Já a advogada Fernanda Souza Moreira, de 42 anos, está divorciada há nove anos. Ela não enfrentou dificuldades para a solução do divórcio. Passou pela separação depois de várias dessas mudanças da lei. “Foi amigável e até hoje mantenho um ótimo relacionamento com o pai dos nossos filhos, de 10 anos.” Ela diz que contou com o apoio da família para se restabelecer após o divórcio, mas nunca passou por descriminação. Agora ela se prepara para um novo casamento. Está noiva e se prepara para subir ao altar novamente e formar uma nova família.
Três tipos de economia
Presidente do Colégio Notarial do Brasil (CNB), Paulo Gaiger entende que existem três tipos diferentes de economia com as mudanças na lei do divórcio nos últimos 40 anos.
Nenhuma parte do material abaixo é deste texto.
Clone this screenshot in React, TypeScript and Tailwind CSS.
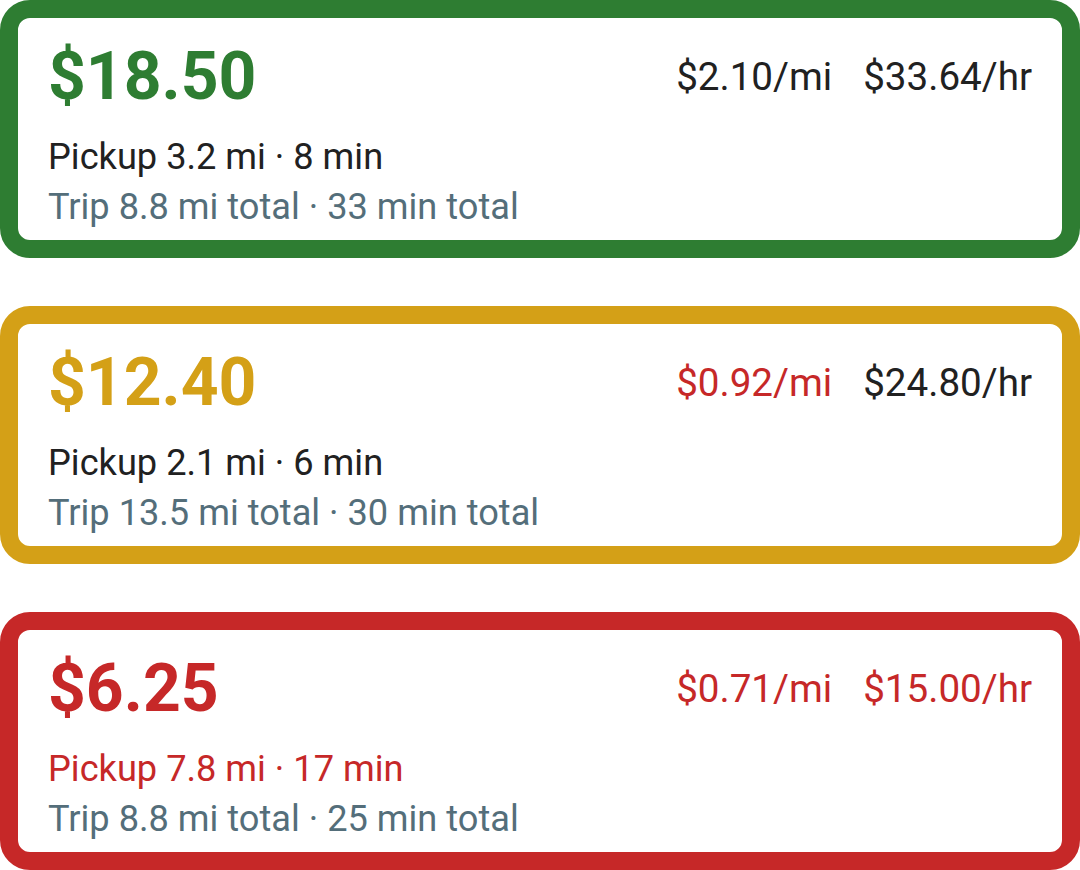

"Primeiro, se economiza sofrimento e agonia. Quando se alonga o processo, os dois ficam com a vida empacada." Em segundo lugar, Gaiger diz que a economia é de dinheiro para o cidadão. "Como só necessita de um advogado e um cartório, as custas são bem menores que os processos que são decididos judicialmente."
Por fim, o presidente do CNB diz que há economia para o Estado,já que o Poder Judiciário deixa de atender casos simples e que podem ser resolvidos nos cartórios e pode dar prioridade para os assuntos mais complexos, que envolvem conflitos importantes. "Sou favorável à liberdade das pessoas, com todo respeito às religiões, não há banalização do casamento. Não há maneiras de se fundar um casamento numa estrutura fracassada. A autonomia individual, que permite escolher estar junto ou separado, favorece a vida em sociedade."
Ele explica que, caso o casal queira, pode se divorciar e não resolver questões legais e deixar esse assunto para um momento que entender ser oportuno. "Muitas pessoas precisam de um tempo para se restabelecer até querer discutir questões ligadas à antiga união. Isso não impede o divórcio."